I meant allowing multiple inodes to share the same set of extended
attributes which contains same keys and values.  This is what
ext2/ext3/ext4 file systems trying to do.

> I have such understanding. The xattr is a pair of a name and a binary
> stream. So, of course, many inodes have xattrs with the same name. But
> does it mean that such xattrs have identical binary streams? I doubt
> that identity of xattrs' binary streams is very frequent event.

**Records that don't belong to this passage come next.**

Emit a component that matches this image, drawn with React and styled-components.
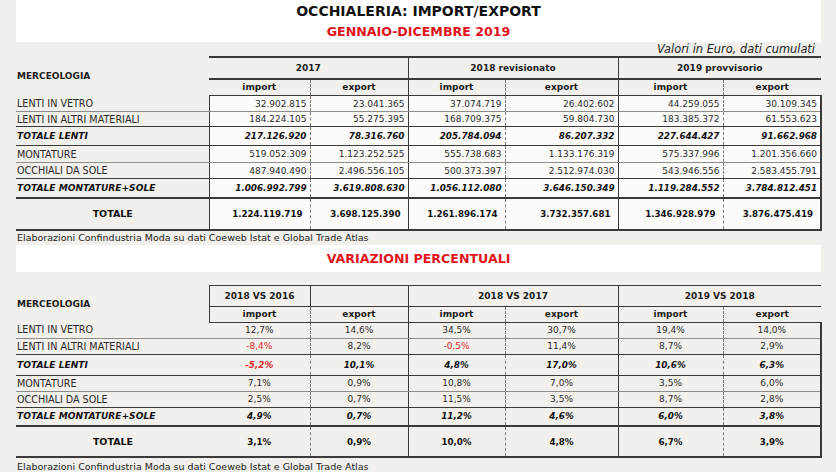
import styled, { createGlobalStyle } from 'styled-components'

const GlobalStyle = createGlobalStyle`
  body {
    margin: 0;
    background: #f2f0ec;
  }
`

const Page = styled.div`
  width: 836px;
  height: 472px;
  overflow: hidden;
  display: flex;
  flex-direction: column;
  font-family: 'DejaVu Sans', Verdana, sans-serif;
  color: #1c1c1c;
`

const Band = styled.div`
  margin-left: 16px;
  width: 805px;
  height: ${p => p.$h}px;
  padding-top: ${p => p.$pt || 0}px;
  box-sizing: border-box;
  background: #fff;
  display: flex;
  flex-direction: column;
  align-items: center;
  justify-content: ${p => (p.$pt ? 'flex-start' : 'center')};
`

const Title = styled.h1`
  margin: 0;
  font-size: 14px;
  line-height: 17px;
  font-weight: bold;
  color: #111;
`

const Subtitle = styled.h2`
  margin: ${p => p.$mt || 0}px 0 0;
  font-size: 12.6px;
  line-height: 15px;
  font-weight: bold;
  color: #e3121b;
`

const Note = styled.div`
  width: 821px;
  height: 14px;
  box-sizing: border-box;
  padding-right: 6px;
  text-align: right;
  font-size: 11.4px;
  line-height: 14px;
  font-style: italic;
  color: #222;
`

const Source = styled.div`
  height: ${p => p.$h || 14}px;
  padding: ${p => p.$pt || 0}px 0 0 17px;
  box-sizing: border-box;
  font-size: 9.5px;
  line-height: 14px;
  color: #222;
`

const Spacer = styled.div`
  height: ${p => p.$h}px;
  flex: none;
`

const Sheet = styled.table`
  margin-left: 16px;
  width: 805px;
  table-layout: fixed;
  border-collapse: collapse;
  font-size: 9px;
  flex: none;
`

const LINES = {
  thin: '1px solid #8c8c8c',
  dark: '1px solid #3a3a3a',
  thick: '2px solid #3a3a3a',
  none: 'none',
}

const EDGES = {
  solid: '1px solid #3a3a3a',
  dash: '1px dashed #7a7a7a',
  none: 'none',
}

const LABEL_SIZE = { plain: 9.6, sub: 9.1, grand: 9.5 }
const VALUE_SIZE = { plain: 9, sub: 8.8, grand: 8.7 }

const Row = styled.tr`
  height: ${p => p.$h}px;
`

const Label = styled.td`
  padding: 0 0 0 1px;
  white-space: nowrap;
  overflow: hidden;
  color: ${p => (p.$kind === 'plain' ? '#2a2a2a' : '#111')};
  text-align: ${p => (p.$kind === 'grand' ? 'center' : 'left')};
  font-weight: ${p => (p.$kind === 'plain' ? 'normal' : 'bold')};
  font-style: ${p => (p.$kind === 'sub' ? 'italic' : 'normal')};
  font-size: ${p => LABEL_SIZE[p.$kind]}px;
  border-bottom: ${p => LINES[p.$line]};
`

const HeadLabel = styled.th`
  padding: 0 0 0 1px;
  text-align: left;
  font-size: 9px;
  font-weight: bold;
`

const Head = styled.th`
  padding: 0;
  text-align: center;
  font-size: 9px;
  font-weight: bold;
  border-top: ${p => LINES[p.$top || 'none']};
  border-bottom: ${p => LINES[p.$bottom || 'none']};
  border-left: ${p => EDGES[p.$edge || 'none']};
  border-right: ${p => EDGES[p.$right || 'none']};
`

const Value = styled.td`
  padding: 0 ${p => (p.$align === 'right' ? (p.$kind === 'grand' ? 7 : 3) : 0)}px 0 0;
  text-align: ${p => p.$align};
  white-space: nowrap;
  background: ${p => p.$bg || 'transparent'};
  color: ${p => (p.$neg ? '#e2262f' : p.$kind === 'plain' ? '#2a2a2a' : '#111')};
  font-weight: ${p => (p.$kind === 'plain' ? 'normal' : 'bold')};
  font-style: ${p => (p.$kind === 'sub' ? 'italic' : 'normal')};
  font-size: ${p => VALUE_SIZE[p.$kind]}px;
  border-bottom: ${p => LINES[p.$line]};
  border-top: ${p => LINES[p.$top || 'none']};
  border-left: ${p => EDGES[p.$edge]};
  border-right: ${p => (p.$last ? '2px solid #3a3a3a' : 'none')};
`

const COLS = [193, 101, 98, 97, 113, 105, 98]

function Cols() {
  return (
    <colgroup>
      {COLS.map((w, i) => (
        <col key={i} style={{ width: w }} />
      ))}
    </colgroup>
  )
}

const VALUES = [
  { label: 'LENTI IN VETRO', kind: 'plain', h: 16, line: 'thin', v: ['32.902.815', '23.041.365', '37.074.719', '26.402.602', '44.259.055', '30.109.345'] },
  { label: 'LENTI IN ALTRI MATERIALI', kind: 'plain', h: 15, line: 'dark', v: ['184.224.105', '55.275.395', '168.709.375', '59.804.730', '183.385.372', '61.553.623'] },
  { label: 'TOTALE LENTI', kind: 'sub', h: 19, line: 'dark', v: ['217.126.920', '78.316.760', '205.784.094', '86.207.332', '227.644.427', '91.662.968'] },
  { label: 'MONTATURE', kind: 'plain', h: 17, line: 'thin', v: ['519.052.309', '1.123.252.525', '555.738.683', '1.133.176.319', '575.337.996', '1.201.356.660'] },
  { label: 'OCCHIALI DA SOLE', kind: 'plain', h: 16, line: 'dark', v: ['487.940.490', '2.496.556.105', '500.373.397', '2.512.974.030', '543.946.556', '2.583.455.791'] },
  { label: 'TOTALE MONTATURE+SOLE', kind: 'sub', h: 19, line: 'thick', v: ['1.006.992.799', '3.619.808.630', '1.056.112.080', '3.646.150.349', '1.119.284.552', '3.784.812.451'] },
  { label: 'TOTALE', kind: 'grand', h: 32, line: 'thick', v: ['1.224.119.719', '3.698.125.390', '1.261.896.174', '3.732.357.681', '1.346.928.979', '3.876.475.419'] },
]

const CHANGES = [
  { label: 'LENTI IN VETRO', kind: 'plain', h: 16, line: 'thin', v: ['12,7%', '14,6%', '34,5%', '30,7%', '19,4%', '14,0%'] },
  { label: 'LENTI IN ALTRI MATERIALI', kind: 'plain', h: 16, line: 'dark', v: ['-8,4%', '8,2%', '-0,5%', '11,4%', '8,7%', '2,9%'] },
  { label: 'TOTALE LENTI', kind: 'sub', h: 21, line: 'dark', v: ['-5,2%', '10,1%', '4,8%', '17,0%', '10,6%', '6,3%'] },
  { label: 'MONTATURE', kind: 'plain', h: 16, line: 'thin', v: ['7,1%', '0,9%', '10,8%', '7,0%', '3,5%', '6,0%'] },
  { label: 'OCCHIALI DA SOLE', kind: 'plain', h: 16, line: 'dark', v: ['2,5%', '0,7%', '11,5%', '3,5%', '8,7%', '2,8%'] },
  { label: 'TOTALE MONTATURE+SOLE', kind: 'sub', h: 19, line: 'thick', v: ['4,9%', '0,7%', '11,2%', '4,6%', '6,0%', '3,8%'] },
  { label: 'TOTALE', kind: 'grand', h: 31, line: 'thick', v: ['3,1%', '0,9%', '10,0%', '4,8%', '6,7%', '3,9%'] },
]

const EDGES_VALUES = ['solid', 'dash', 'solid', 'dash', 'solid', 'dash']
const EDGES_CHANGES = ['none', 'dash', 'solid', 'dash', 'solid', 'dash']
const SUB = ['import', 'export', 'import', 'export', 'import', 'export']

function ValuesTable() {
  return (
    <Sheet>
      <Cols />
      <thead>
        <Row $h={22}>
          <HeadLabel rowSpan={2}>MERCEOLOGIA</HeadLabel>
          <Head colSpan={2} $top="thick" $bottom="thick">2017</Head>
          <Head colSpan={2} $top="thick" $bottom="thick" $edge="solid">2018 revisionato</Head>
          <Head colSpan={2} $top="thick" $bottom="thick" $edge="solid">2019 provvisorio</Head>
        </Row>
        <Row $h={17}>
          {SUB.map((s, i) => (
            <Head key={i} $edge={i === 0 ? 'none' : EDGES_VALUES[i]}>{s}</Head>
          ))}
        </Row>
      </thead>
      <tbody>
        {VALUES.map((r, ri) => (
          <Row key={r.label} $h={r.h}>
            <Label $kind={r.kind} $line={r.line}>{r.label}</Label>
            {r.v.map((v, i) => (
              <Value
                key={i}
                $align="right"
                $kind={r.kind}
                $line={r.line}
                $top={ri === 0 ? 'dark' : 'none'}
                $edge={EDGES_VALUES[i]}
                $last={i === 5}
                $bg="#fcfbfa"
              >
                {v}
              </Value>
            ))}
          </Row>
        ))}
      </tbody>
    </Sheet>
  )
}

function ChangesTable() {
  return (
    <Sheet>
      <Cols />
      <thead>
        <Row $h={21}>
          <HeadLabel rowSpan={2}>MERCEOLOGIA</HeadLabel>
          <Head $top="dark" $bottom="dark" $edge="solid" $right="solid">2018 VS 2016</Head>
          <Head $top="dark" $bottom="dark" />
          <Head colSpan={2} $top="dark" $bottom="dark" $edge="solid">2018 VS 2017</Head>
          <Head colSpan={2} $top="dark" $bottom="dark" $edge="solid">2019 VS 2018</Head>
        </Row>
        <Row $h={16}>
          {SUB.map((s, i) => (
            <Head key={i} $bottom="dark" $edge={i === 0 ? 'solid' : EDGES_CHANGES[i]}>{s}</Head>
          ))}
        </Row>
      </thead>
      <tbody>
        {CHANGES.map(r => (
          <Row key={r.label} $h={r.h}>
            <Label $kind={r.kind} $line={r.line}>{r.label}</Label>
            {r.v.map((v, i) => (
              <Value
                key={i}
                $align="center"
                $kind={r.kind}
                $line={r.line}
                $edge={EDGES_CHANGES[i]}
                $last={i === 5}
                $neg={v.startsWith('-')}
              >
                {v}
              </Value>
            ))}
          </Row>
        ))}
      </tbody>
    </Sheet>
  )
}

export default function App() {
  return (
    <>
      <GlobalStyle />
      <Page>
        <Band $h={43} $pt={3}>
          <Title>OCCHIALERIA: IMPORT/EXPORT</Title>
          <Subtitle $mt={4}>GENNAIO-DICEMBRE 2019</Subtitle>
        </Band>
        <Note>Valori in Euro, dati cumulati</Note>
        <ValuesTable />
        <Source>Elaborazioni Confindustria Moda su dati Coeweb Istat e Global Trade Atlas</Source>
        <Band $h={28}>
          <Subtitle>VARIAZIONI PERCENTUALI</Subtitle>
        </Band>
        <Spacer $h={13} />
        <ChangesTable />
        <Source $pt={2}>Elaborazioni Confindustria Moda su dati Coeweb Istat e Global Trade Atlas</Source>
      </Page>
    </>
  )
}
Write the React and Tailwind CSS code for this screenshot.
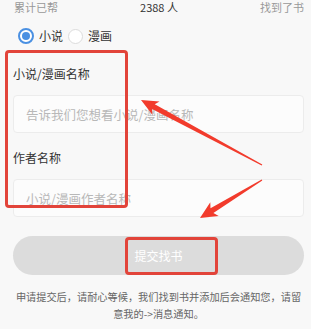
import React from 'react'

const font = "font-['Noto_Sans_CJK_SC','Noto_Sans',sans-serif]"

// Tapered markup arrow: thin tail, thicker neck, triangular head.
function arrowPoints([tx, ty], [hx, hy], headLen, headHalf, neckHalf, tailHalf) {
  const dx = hx - tx
  const dy = hy - ty
  const len = Math.hypot(dx, dy)
  const ux = dx / len
  const uy = dy / len
  const nx = -uy
  const ny = ux
  const bx = hx - ux * headLen
  const by = hy - uy * headLen
  const kx = bx + ux * 3
  const ky = by + uy * 3
  const p = [
    [tx + nx * tailHalf, ty + ny * tailHalf],
    [kx + nx * neckHalf, ky + ny * neckHalf],
    [bx + nx * headHalf, by + ny * headHalf],
    [hx, hy],
    [bx - nx * headHalf, by - ny * headHalf],
    [kx - nx * neckHalf, ky - ny * neckHalf],
    [tx - nx * tailHalf, ty - ny * tailHalf],
  ]
  return p.map(([x, y]) => `${x.toFixed(1)},${y.toFixed(1)}`).join(' ')
}

function Radio({ checked, label }) {
  return (
    <label className="flex items-center gap-[5px]">
      {checked ? (
        <span className="w-[16px] h-[16px] rounded-full border-2 border-[#4a90e2] bg-white flex items-center justify-center">
          <span className="w-[8px] h-[8px] rounded-full bg-[#4a90e2]" />
        </span>
      ) : (
        <span className="w-[15px] h-[15px] rounded-full border border-[#dcdcdc] bg-white" />
      )}
      <span className="text-[12px] leading-[16px] text-[#333]">{label}</span>
    </label>
  )
}

function Field({ label, placeholder, className }) {
  return (
    <div className={className}>
      <div className="text-[12px] leading-[16px] text-[#333]">{label}</div>
      <input
        className="mt-[13px] w-full h-[38px] rounded-[4px] border border-[#ececec] bg-[#fcfcfc] pl-[12px] text-[12.5px] text-[#333] placeholder:text-[#b8b8b8] outline-none"
        placeholder={placeholder}
      />
    </div>
  )
}

export default function App() {
  return (
    <div className={`relative w-full h-[329px] overflow-hidden bg-[#f8f8f8] ${font}`}>
      <div className="pl-[13px] pr-[7px]">
        {/* stats strip, cut off at the top of the shot */}
        <div className="flex justify-between items-center h-[14px] text-[11px] leading-[14px]">
          <span className="text-[#999] pl-[1px]">累计已帮</span>
          <span className="text-[#333]">2388 人</span>
          <span className="text-[#999]">找到了书</span>
        </div>

        <div className="mt-[14px] ml-[5px] flex items-center gap-[5px]">
          <Radio checked label="小说" />
          <Radio label="漫画" />
        </div>

        <Field className="mt-[22px]" label="小说/漫画名称" placeholder="告诉我们您想看小说/漫画名称" />
        <Field className="mt-[17px]" label="作者名称" placeholder="小说/漫画作者名称" />

        <button className="mt-[19px] w-full h-[39px] rounded-full bg-[#dcdcdc] text-white text-[12px]">
          提交找书
        </button>

        <p className="mt-[13px] text-center text-[10.2px] leading-[17px] text-[#666] whitespace-nowrap">
          申请提交后，请耐心等候，我们找到书并添加后会通知您，请留
          <br />
          意我的-&gt;消息通知。
        </p>
      </div>

      {/* annotation overlay */}
      <div className="absolute left-[5px] top-[50px] w-[123px] h-[158px] border-[3px] border-[#e2443a] rounded-[4px] pointer-events-none" />
      <div className="absolute left-[125px] top-[237px] w-[93px] h-[38px] border-[3px] border-[#e2443a] rounded-[4px] pointer-events-none" />
      <svg className="absolute inset-0 pointer-events-none" width="311" height="329" viewBox="0 0 311 329">
        <polygon points={arrowPoints([262, 165], [141, 100], 17, 7.5, 2.8, 0.6)} fill="#f23b2c" />
        <polygon points={arrowPoints([262, 180], [200, 218], 17, 8, 2.8, 0.6)} fill="#f23b2c" />
      </svg>
    </div>
  )
}
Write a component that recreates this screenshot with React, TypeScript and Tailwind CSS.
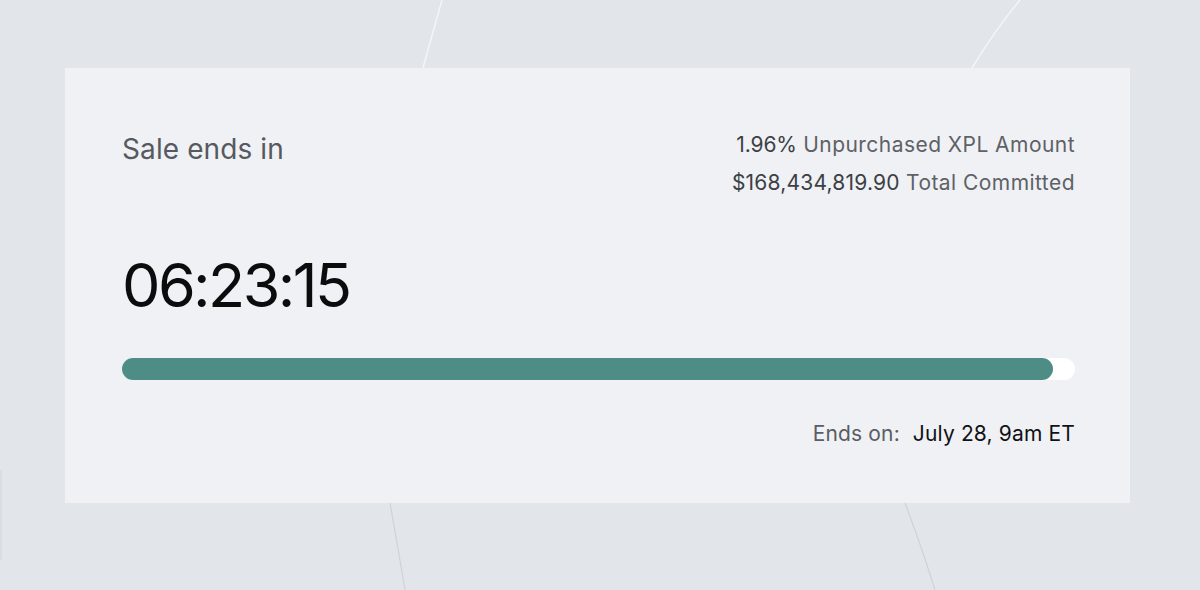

I measured how much xattrs are duplicating by using getfattr command
on my fedora 19 system.


 # getfattr -RPh -e hex -dm '.*' / 2>/dev/null | sed -e '/^\#/d' | awk 'BEGIN{RS="";OFS=""}{$1=$1;print}' | wc -l
 143103

The system has 143103 extended attibutes sets, where sed command is
removing comment line, awk command is joining multiple extended
attributes per file or directory, and wc command is used to count
them.

Then, the number of extended attribute sets was reduced to 441 after I
removed duplicated ones with sort and uniq commands:

 # getfattr -RPh -e hex -dm '.*' / 2>/dev/null | sed -e '/^\#/d' |awk 'BEGIN{RS="";OFS=""}{$1=$1;print}' | sort | uniq | wc -l
 441

Although POSIX ACLs are not handled in this measurement (we can use
getfacl command for similiar purpose), sharing the same extended
attribute content looks to be effective to reduce the on-disk data
size.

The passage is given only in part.